The novel’s stucture is a Russian doll affair in which all of the narratives except “Sloosha’s Crossin'” are interrupted and then returned to in reverse order: ABCDEFE’D’C’B’A’. The effect is that we read the beginning of each story without preconceptions, but by the time we get to the end, we have some context for it. When we read of Cavendish’s outlandish escape from the nursing home, we know that we are reading about a movie being watched in the future by a Korean fast-food worker. When we read about Sonmi~451’s seemingly failed rebellion against corpocracy, we know that she will be deified in the future.

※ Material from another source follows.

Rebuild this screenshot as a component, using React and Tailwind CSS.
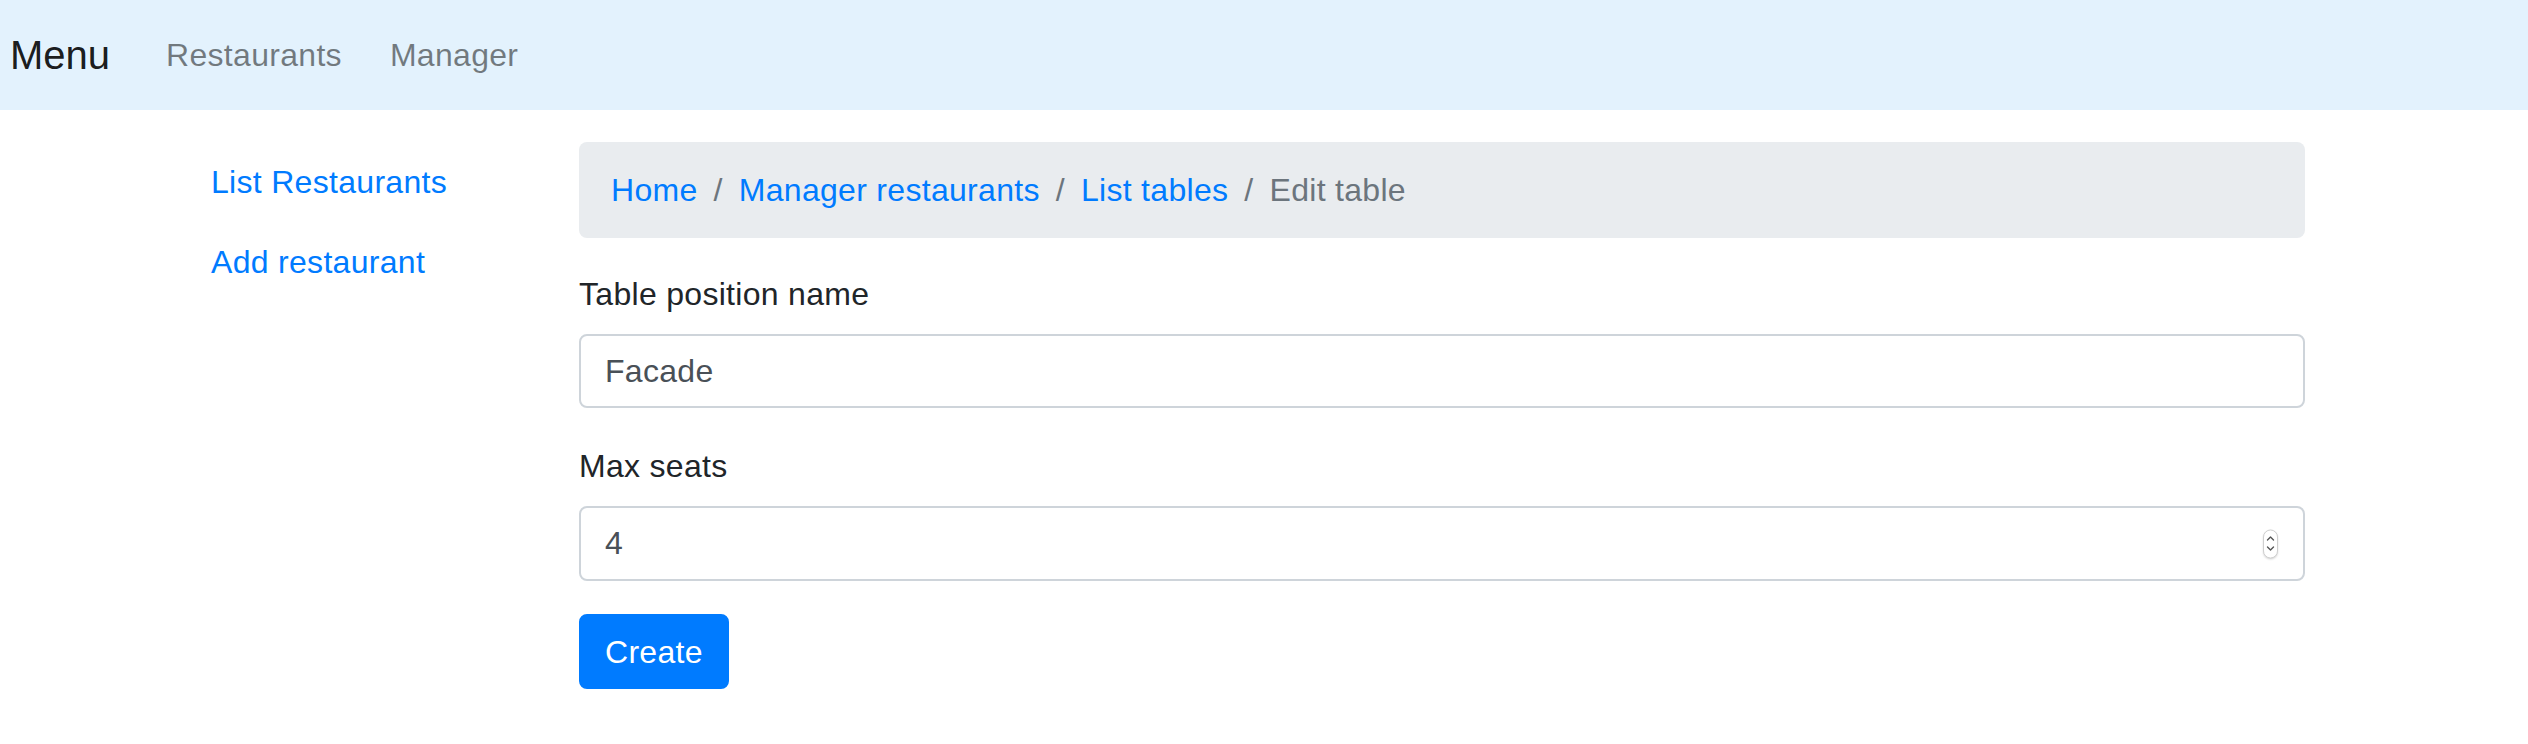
import React from "react";

function Spinner() {
  return (
    <div className="absolute right-[27px] top-1/2 -translate-y-1/2 w-[15px] h-[29px] rounded-full border border-[#cfcfcf] bg-white shadow-[0_1px_2px_rgba(0,0,0,0.15)] flex items-center justify-center">
      <svg width="9" height="20" viewBox="0 0 9 20" fill="none">
        <path d="M1.5 6.5 L4.5 3.5 L7.5 6.5" stroke="#555" strokeWidth="1.4" strokeLinecap="round" strokeLinejoin="round" />
        <path d="M1.5 13.5 L4.5 16.5 L7.5 13.5" stroke="#555" strokeWidth="1.4" strokeLinecap="round" strokeLinejoin="round" />
      </svg>
    </div>
  );
}

export default function App() {
  const crumbs = ["Home", "Manager restaurants", "List tables"];
  return (
    <div className="min-h-screen bg-white font-['Liberation_Sans',Arial,sans-serif] text-[32px] leading-[48px] tracking-[0.3px] text-[#212529]">
      <nav className="h-[110px] bg-[#e3f2fd] flex items-center pl-[10px]">
        <a href="#" className="text-[40px] leading-[60px] tracking-normal text-black/90 mr-[32px]">Menu</a>
        <a href="#" className="px-[24px] text-black/50">Restaurants</a>
        <a href="#" className="px-[24px] text-black/50">Manager</a>
      </nav>

      <div className="flex pt-8 pl-[179px]">
        <div className="w-[400px] shrink-0 flex flex-col">
          <a href="#" className="px-8 py-4 text-[#007bff]">List Restaurants</a>
          <a href="#" className="px-8 py-4 text-[#007bff]">Add restaurant</a>
        </div>

        <div className="w-[1726px] shrink-0">
          <ol className="flex items-center bg-[#e9ecef] rounded-lg px-8 py-6 mb-8">
            {crumbs.map((c) => (
              <li key={c} className="flex">
                <a href="#" className="text-[#007bff]">{c}</a>
                <span className="px-4 text-[#6c757d]">/</span>
              </li>
            ))}
            <li className="text-[#6c757d]">Edit table</li>
          </ol>

          <form>
            <div className="mb-[34px]">
              <label className="block mb-4">Table position name</label>
              <input
                type="text"
                defaultValue="Facade"
                className="block w-full h-[74px] border-2 border-[#ced4da] rounded-lg px-6 text-[32px] tracking-[0.3px] text-[#495057] bg-white outline-none"
              />
            </div>
            <div className="mb-[33px]">
              <label className="block mb-4">Max seats</label>
              <div className="relative">
                <input
                  type="text"
                  defaultValue="4"
                  className="block w-full h-[75px] border-2 border-[#ced4da] rounded-lg px-6 text-[32px] tracking-[0.3px] text-[#495057] bg-white outline-none"
                />
                <Spinner />
              </div>
            </div>
            <button
              type="button"
              className="h-[75px] px-6 border-2 border-[#007bff] bg-[#007bff] text-white rounded-lg text-[32px] leading-[48px] tracking-[0.3px]"
            >
              Create
            </button>
          </form>
        </div>
      </div>
    </div>
  );
}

Part of the fun of this novel is to determine the connections between the six narratives. Clearly, there is an element of reincarnation involved between the protagonists of different stories, some being identified by the awkward device of a comet-shaped birthmark. Riddles are also posed regarding the veracity of various stories. Are we to interpret “Sloosha’s Crossin'” as “true,” while “Luisa Rey” is fiction? But if “Luisa” is fiction, what about the link to Sixsmith of “Zedelghem”? Yes, it’s a post-modern, inter-textual muddle, but at least it’s an entertaining one.

Thematically, the commonality that seems most apparent is betrayal. Ewing is poisoned by a man whom he considers a friend. Frobisher realizes too late that he is not the great strategist he imagined and that Ayers has used him, not the other way around. Sonmi~451 realizes (but chooses not to care) that her miraculous ascent from Papa Song’s was orchestrated by the very corpocracy that she seems to have been fighting. In “Sloosha’s Crossin'” we have a counter-example in which Meronym seems to finally put her trust in the right person, since Zach’ry is strong enough to fight the temptations of “Ol’ Georgie.”

I notice that in the course of this summary, I’ve mentioned Faulkner, Melville, and Ray Bradbury, so maybe I haven’t strayed as far from my American reading plan as I thought.